Les ministres de l'écologie, Jean-Louis Borloo, et de l'économie, Christine Lagarde, ouvrent officiellement, mercredi 10 juin, le débat sur la création d'une "contribution climat-énergie". Ils mettent sur la table un Livre Blanc explorant les enjeux de cette idée qui, si elle aboutit, serait une petite révolution dans la fiscalité française.
Ce rapport d'une vingtaine de pages sera mis en ligne et ouvert aux commentaires jusqu'au 24 juin. Les 2 et 3 juillet, une conférence de consensus réunira les experts et une semaine plus tard, une "rencontre de haut niveau", présidée par l'ancien premier ministre socialiste Michel Rocard, devrait tirer les conclusions des débats.
La secrétaire d'Etat à l'écologie, Chantal Jouanno,assure qu'il s'agit d'"une première étape" et qu'"aucune décision n'est prise". Elle insiste sur le fait que, si elle voit le jour, cette nouvelle taxe ne devra pas entraîner de hausse des prélèvements obligatoires ni porter atteinte au pouvoir d'achat.
La contribution climat-énergie fait partie des cinq propositions du pacte écologique de Nicolas Hulot que Nicolas Sarkozy s'était engagé à mettre à l'étude à l'issue du Grenelle de l'environnement, en octobre 2007. En fixant un prix à payer pour chaque tonne de CO2 émise, cette taxe est considérée par les écologistes comme l'instrument incontournable pour faire baisser la consommation d'énergies fossiles.
"Cette taxe carbone aurait pour particularité de croître de manière régulière chaque année jusqu'à ce que l'objectif d'une division par quatre des émissions soit atteint. Elle s'appliquerait à tous, administrations, collectivités territoriales, agriculture, pêche, industrie, services, ménages", expliquait le pacte.
Le Livre blanc ne va pas aussi loin. Il pose avant tout des questions, mais il partage ce constat : le marché européen des quotas de CO2 qui, à travers un système d'allocations, planifie la baisse des émissions des industries les plus polluantes (sidérurgie, ciment, verre, raffinage, papier…) ne règle que 40% du problème.
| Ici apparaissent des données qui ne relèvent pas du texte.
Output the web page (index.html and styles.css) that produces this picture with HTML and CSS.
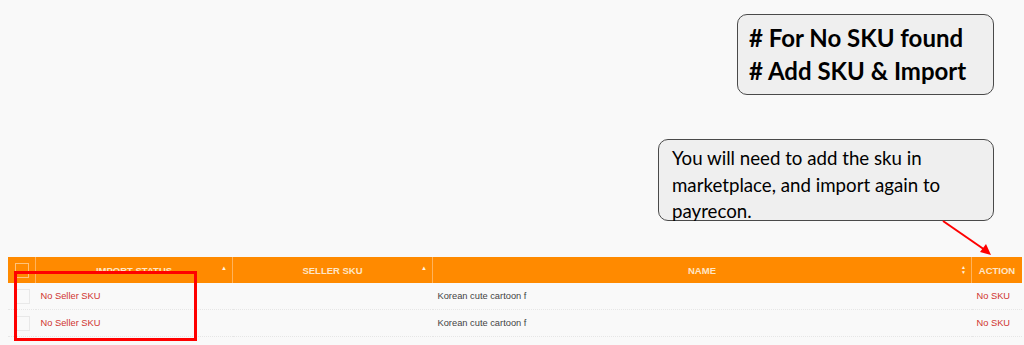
FILE: index.html
```html
<!DOCTYPE html>
<html lang="en">
<head>
  <meta charset="UTF-8" />
  <meta name="viewport" content="width=device-width, initial-scale=1.0" />
  <title>Import Status - No SKU</title>
  <link rel="stylesheet" href="styles.css">
</head>
<body>
  <div class="note note-title">
    # For No SKU found<br>
    # Add SKU &amp; Import
  </div>
  <div class="note note-hint">
    You will need to add the sku in<br>
    marketplace, and import again to<br>
    payrecon.
  </div>
  <svg class="pointer" width="1024" height="345" viewBox="0 0 1024 345">
    <line x1="943" y1="221" x2="985" y2="250" stroke="#f00" stroke-width="2" />
    <polygon points="991,255 980,252 986,244" fill="#f00" />
  </svg>

  <div class="grid-wrap">
    <table class="grid">
      <thead>
        <tr>
          <th class="col-check"><span class="box"></span></th>
          <th class="col-status">Import Status<span class="sort up">&#9650;</span></th>
          <th class="col-sku">Seller SKU<span class="sort up">&#9650;</span></th>
          <th class="col-name">Name<span class="sort both">&#9650;<br>&#9660;</span></th>
          <th class="col-action">Action</th>
        </tr>
      </thead>
      <tbody>
        <tr>
          <td class="col-check"><span class="box"></span></td>
          <td class="warn">No Seller SKU</td>
          <td></td>
          <td>Korean cute cartoon f</td>
          <td class="warn">No SKU</td>
        </tr>
        <tr>
          <td class="col-check"><span class="box"></span></td>
          <td class="warn">No Seller SKU</td>
          <td></td>
          <td>Korean cute cartoon f</td>
          <td class="warn">No SKU</td>
        </tr>
      </tbody>
    </table>
    <div class="highlight"></div>
  </div>
</body>
</html>
```

FILE: styles.css
```css
body {
  margin: 0;
  padding: 257px 2px 0 8px;
  background: #f9f9f9;
  font-family: 'Liberation Sans', Arial, sans-serif;
  height: 345px;
  box-sizing: border-box;
  overflow: hidden;
}

.note {
  position: absolute;
  background: #efefef;
  border: 1px solid #4a4a4a;
  border-radius: 10px;
  color: #000;
  font-family: 'Lato', 'Open Sans', sans-serif;
  box-sizing: border-box;
}

.note-title {
  left: 737px;
  top: 14px;
  width: 257px;
  height: 81px;
  padding: 6px 0 0 11px;
  font-size: 24px;
  font-weight: bold;
  line-height: 33px;
}

.note-hint {
  left: 658px;
  top: 139px;
  width: 336px;
  height: 82px;
  padding: 5px 0 0 13px;
  font-size: 18.7px;
  line-height: 26.5px;
}

.pointer {
  position: absolute;
  left: 0;
  top: 0;
  pointer-events: none;
}

.grid-wrap {
  position: relative;
}

.grid {
  width: 1014px;
  border-collapse: collapse;
  table-layout: fixed;
}

.grid th {
  background: #ff8a00;
  color: #fde6c8;
  font-size: 9.5px;
  font-weight: bold;
  text-transform: uppercase;
  height: 26px;
  padding: 0;
  text-align: center;
  border-left: 1px solid #ffb35c;
  position: relative;
}

.grid th:first-child {
  border-left: none;
}

.col-check { width: 27px; }
.col-status { width: 196px; }
.col-sku { width: 199px; }
.col-action { width: 50px; }

.sort {
  position: absolute;
  right: 5px;
  top: 8px;
  font-size: 6px;
  color: #fff3e0;
}

.sort.both {
  top: 8px;
  line-height: 5px;
  font-size: 5px;
}

.box {
  display: inline-block;
  width: 12px;
  height: 13px;
  border: 1px solid #ffc27a;
  vertical-align: middle;
}

.grid td {
  height: 26px;
  padding: 0 0 0 5px;
  font-size: 9.3px;
  color: #444;
  border-bottom: 1px dotted #e6e6e6;
  white-space: nowrap;
  overflow: hidden;
}

.grid td.col-check {
  padding: 0 0 0 8px;
}

.grid td .box {
  border-color: #e8e8e8;
}

.grid td.warn {
  color: #d0332f;
}

.grid td.col-action {
  padding-left: 7px;
}

.highlight {
  position: absolute;
  left: 6px;
  top: 14px;
  width: 183px;
  height: 70px;
  border: 3px solid #f00;
  box-sizing: border-box;
}
```
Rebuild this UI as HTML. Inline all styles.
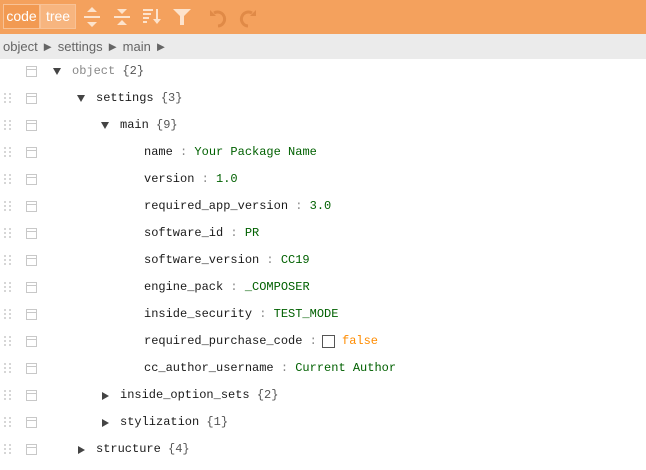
<!DOCTYPE html>
<html><head><style>
*{margin:0;padding:0;box-sizing:border-box}
body{width:646px;height:470px;background:#fff;overflow:hidden;font-family:"Liberation Sans",Arial,sans-serif}
.tb{position:absolute;left:0;top:0;width:646px;height:34px;background:#f4a15d}
.btn{position:absolute;top:4px;height:25px;color:#fff;font-size:14px;line-height:23px;text-align:center;border:1px solid #f8c296}
.ic{position:absolute;top:6px}
.bc{position:absolute;left:0;top:34px;width:646px;height:25px;background:#ebebeb;color:#656565;font-size:13px;line-height:25px;padding-left:3px}
.row{position:absolute;left:0;height:27px;width:646px;font-family:"Liberation Mono",monospace;font-size:12px;line-height:27px;color:#1a1a1a}
.dr{position:absolute;left:4px;top:8px;width:9px;height:11px;background:linear-gradient(90deg,#d6d6d6 2px,transparent 2px) 0 0/5px 4px,transparent;-webkit-mask:linear-gradient(#000 2px,transparent 2px) 0 0/5px 4px;mask:linear-gradient(#000 2px,transparent 2px) 0 0/5px 4px}
.cm{position:absolute;left:26px;top:8px;width:11px;height:11px;border:1px solid #c8c8c8}
.cm:after{content:"";position:absolute;left:0;top:2px;width:9px;height:1px;background:#c8c8c8}
.t{position:absolute}
.ar{position:absolute;top:9px}
.s{color:#006000}.n{color:#006000}.b{color:#ff8c00}.c{color:#888}.br{color:#555}
</style></head><body>
<div class="tb">
<div class="btn" style="left:3px;width:37px;background:#f29a52">code</div>
<div class="btn" style="left:40px;width:36px;background:#f7b57f">tree</div>
<svg class="ic" style="left:83px" width="18" height="22" viewBox="0 0 18 22" fill="#fde3cc"><rect x="1" y="10" width="16" height="2"/><path d="M9 1l5 5H4z M9 21l5-5H4z"/></svg>
<svg class="ic" style="left:113px" width="18" height="22" viewBox="0 0 18 22" fill="#fde3cc"><rect x="1" y="10" width="16" height="2"/><path d="M9 8l5-5H4z M9 14l5 5H4z"/></svg>
<svg class="ic" style="left:142px" width="20" height="22" viewBox="0 0 20 22" fill="#fde3cc"><rect x="1" y="3" width="10" height="2"/><rect x="1" y="7" width="8" height="2"/><rect x="1" y="11" width="6" height="2"/><rect x="1" y="15" width="4" height="2"/><rect x="14" y="3" width="2" height="12"/><path d="M11 13h8l-4 5z"/></svg>
<svg class="ic" style="left:172px" width="20" height="22" viewBox="0 0 20 22" fill="#fde3cc"><path d="M1 3h18l-7 7v9h-4v-9z"/></svg>
<svg class="ic" style="left:207px" width="22" height="22" viewBox="0 0 22 22" fill="none" stroke="#e08a47" stroke-width="3"><path d="M7 7a7 7 0 1 1 4 13"/><path d="M3 4v6h6" stroke-width="0" fill="#e08a47"/></svg>
<svg class="ic" style="left:237px" width="22" height="22" viewBox="0 0 22 22" fill="none" stroke="#e08a47" stroke-width="3"><path d="M15 7a7 7 0 1 0-4 13"/><path d="M19 4v6h-6" stroke-width="0" fill="#e08a47"/></svg>
</div>
<div class="bc">object ► settings ► main ►</div>

<div class="row" style="top:58px"><div class="cm"></div><svg class="ar" style="left:52px" width="10" height="9"><path d="M1 1h8l-4 7z" fill="#444"/></svg><span class="t" style="left:72px"><span class="c">object</span> <span class="br">{2}</span></span></div>
<div class="row" style="top:85px"><div class="dr"></div><div class="cm"></div><svg class="ar" style="left:76px" width="10" height="9"><path d="M1 1h8l-4 7z" fill="#444"/></svg><span class="t" style="left:96px">settings <span class="br">{3}</span></span></div>
<div class="row" style="top:112px"><div class="dr"></div><div class="cm"></div><svg class="ar" style="left:100px" width="10" height="9"><path d="M1 1h8l-4 7z" fill="#444"/></svg><span class="t" style="left:120px">main <span class="br">{9}</span></span></div>
<div class="row" style="top:139px"><div class="dr"></div><div class="cm"></div><span class="t" style="left:144px">name <span class="c">:</span> <span class="s">Your Package Name</span></span></div>
<div class="row" style="top:166px"><div class="dr"></div><div class="cm"></div><span class="t" style="left:144px">version <span class="c">:</span> <span class="n">1.0</span></span></div>
<div class="row" style="top:193px"><div class="dr"></div><div class="cm"></div><span class="t" style="left:144px">required_app_version <span class="c">:</span> <span class="n">3.0</span></span></div>
<div class="row" style="top:220px"><div class="dr"></div><div class="cm"></div><span class="t" style="left:144px">software_id <span class="c">:</span> <span class="s">PR</span></span></div>
<div class="row" style="top:247px"><div class="dr"></div><div class="cm"></div><span class="t" style="left:144px">software_version <span class="c">:</span> <span class="s">CC19</span></span></div>
<div class="row" style="top:274px"><div class="dr"></div><div class="cm"></div><span class="t" style="left:144px">engine_pack <span class="c">:</span> <span class="s">_COMPOSER</span></span></div>
<div class="row" style="top:301px"><div class="dr"></div><div class="cm"></div><span class="t" style="left:144px">inside_security <span class="c">:</span> <span class="s">TEST_MODE</span></span></div>
<div class="row" style="top:328px"><div class="dr"></div><div class="cm"></div><span class="t" style="left:144px">required_purchase_code <span class="c">:</span></span><span style="position:absolute;left:322px;top:7px;width:13px;height:13px;border:1px solid #555"></span><span class="t b" style="left:342px">false</span></div>
<div class="row" style="top:355px"><div class="dr"></div><div class="cm"></div><span class="t" style="left:144px">cc_author_username <span class="c">:</span> <span class="s">Current Author</span></span></div>
<div class="row" style="top:382px"><div class="dr"></div><div class="cm"></div><svg class="ar" style="left:101px" width="9" height="10"><path d="M1 1v8l7-4z" fill="#444"/></svg><span class="t" style="left:120px">inside_option_sets <span class="br">{2}</span></span></div>
<div class="row" style="top:409px"><div class="dr"></div><div class="cm"></div><svg class="ar" style="left:101px" width="9" height="10"><path d="M1 1v8l7-4z" fill="#444"/></svg><span class="t" style="left:120px">stylization <span class="br">{1}</span></span></div>
<div class="row" style="top:436px"><div class="dr"></div><div class="cm"></div><svg class="ar" style="left:77px" width="9" height="10"><path d="M1 1v8l7-4z" fill="#444"/></svg><span class="t" style="left:96px">structure <span class="br">{4}</span></span></div>
</body></html>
Tout ce qui provient des transports routiers, de l'agriculture, du chauffage… n'intègre pas le juste prix des dommages environnementaux engendrés par l'augmentation du CO2 rejeté dans l'atmosphère.
Le rapport note, par exemple, que la taxe sur le fioul domestique s'élève à 21 euros la tonne de CO2 en France, pour 56 euros en moyenne en Europe et 131 euros en Suède, un pays souvent cité en exemple.
RECOMMANDATION SUÉDOISE
M. Rocard relève que "la taxe intérieure sur les produits pétroliers (TIPP) qui freine nos consommations de pétrole, ne représente que 3,5 % de nos prélèvements obligatoires alors que, simultanément, la main d'œuvre sert d'assiette à 38 % de nos prélèvements". La remarque n'est pas anodine. L'alourdissement de la fiscalité écologique en contrepartie d'un allégement de l'imposition sur le travail est une des pistes déjà évoquée par le chef de l'Etat pour justifier cette possible réforme. Avec le financement des collectivités locales dont les recettes seront amputées par la suppression annoncée de la taxe professionnelle.
Mais, la prudence reste de mise. M. Borloo sait qu'il devra avancer en terrain miné et il garde en mémoire les mésaventures de sa taxe sur les produits jetables rapidement caricaturée en "taxe pique-nique" par ses opposants. A l'automne 2008, cet épisode avait donné un coup d'arrêt à l'extension du système de bonus-malus initié sur les automobiles. Système par lequel il entendait introduire la notion de prix écologique.
Il vient cependant de trouver un soutien à point nommé en la personne du premier ministre suédois, Fredrik Reinfeldt, dont le pays prendra la présidence de l'Union européenne, le 1er juillet. Ce dernier a annoncé, mardi 9 juin, qu'il recommanderait aux autres pays européens d'instaurer une taxe sur les émissions de carbone. "Nous l'avons fait dès 1991 et c'est de fait la mesure qui s'est avérée la plus efficace", a-t-il expliqué.